The indenture governing the Fiesta Notes contains customary default provisions, including without limitation, a cross default provision pursuant to which it is an event of default under these notes and the indenture if there is a default under any indebtedness of Fiesta Restaurant Group having an outstanding principal amount of $15.0 million or more which results in the acceleration of such indebtedness prior to its stated maturity or is caused by a failure to pay principal when due. Fiesta Restaurant Group was in compliance as of January 1, 2012 with the restrictive covenants of the indenture governing the Fiesta Notes.
Carrols Prior Senior Credit Facility.

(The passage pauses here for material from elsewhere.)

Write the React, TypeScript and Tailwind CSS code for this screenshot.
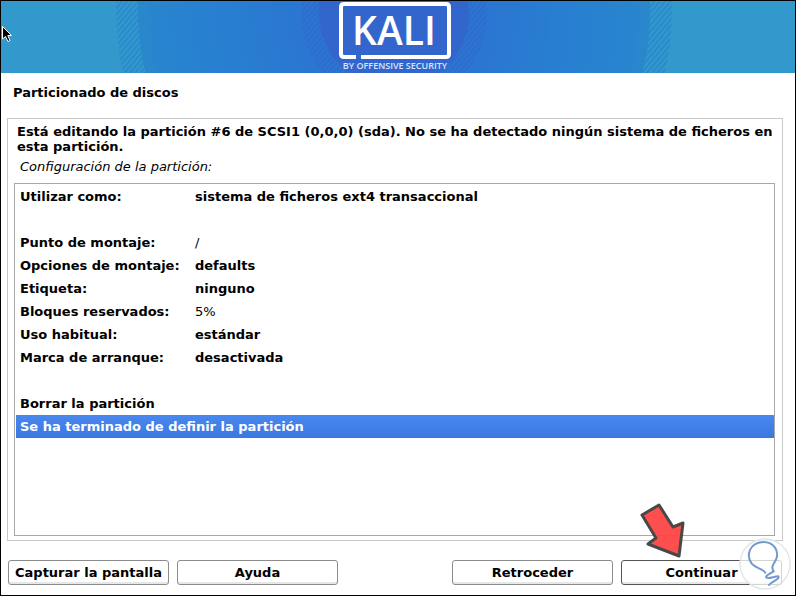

Carrols' prior senior credit facility totaled $185 million, originally consisting of $120 million principal amount of term loan A borrowings maturing on March 9, 2013 and a $65.0 million revolving credit facility (including a sub-limit of up to $25.0 million for letters of credit and up to $5.0 million for swingline loans) maturing on March 8, 2012.
During the year ended January 2, 2011, Carrols made a required principal prepayment of approximately $1.0 million based on 25% of Carrols' Excess Cash Flow (as defined in Carrols' prior senior credit facility) for the year ended January 3, 2010. The Company also made a principal prepayment of $5.0 million on outstanding term loan A borrowings in the fourth quarter of 2010.
Carrols Prior Senior Subordinated Notes. On December 15, 2004, Carrols issued $180.0 million of the Carrols Notes that bore interest at a rate of 9% payable semi-annually on January 15 and July 15 and were scheduled to mature on January 15, 2013.
At January 1, 2012, principal payments required on long-term debt are as follows:
 
2012
$
6,553

2013
6,558

2014
6,556

2015
6,548

2016
241,423

Thereafter
881

 
$
268,519

 
 
    
The weighted average interest rate on all debt, excluding lease financing obligations, for the years ended January 1, 2012, January 2, 2011 and January 3, 2010 was 6.0%, 6.1% and 5.9%, respectively. Interest expense on the Company's long-term debt, excluding lease financing obligations, was $11,228, $16,744 and $17,454 for the years ended January 1, 2012, January 2, 2011 and January 3, 2010, respectively.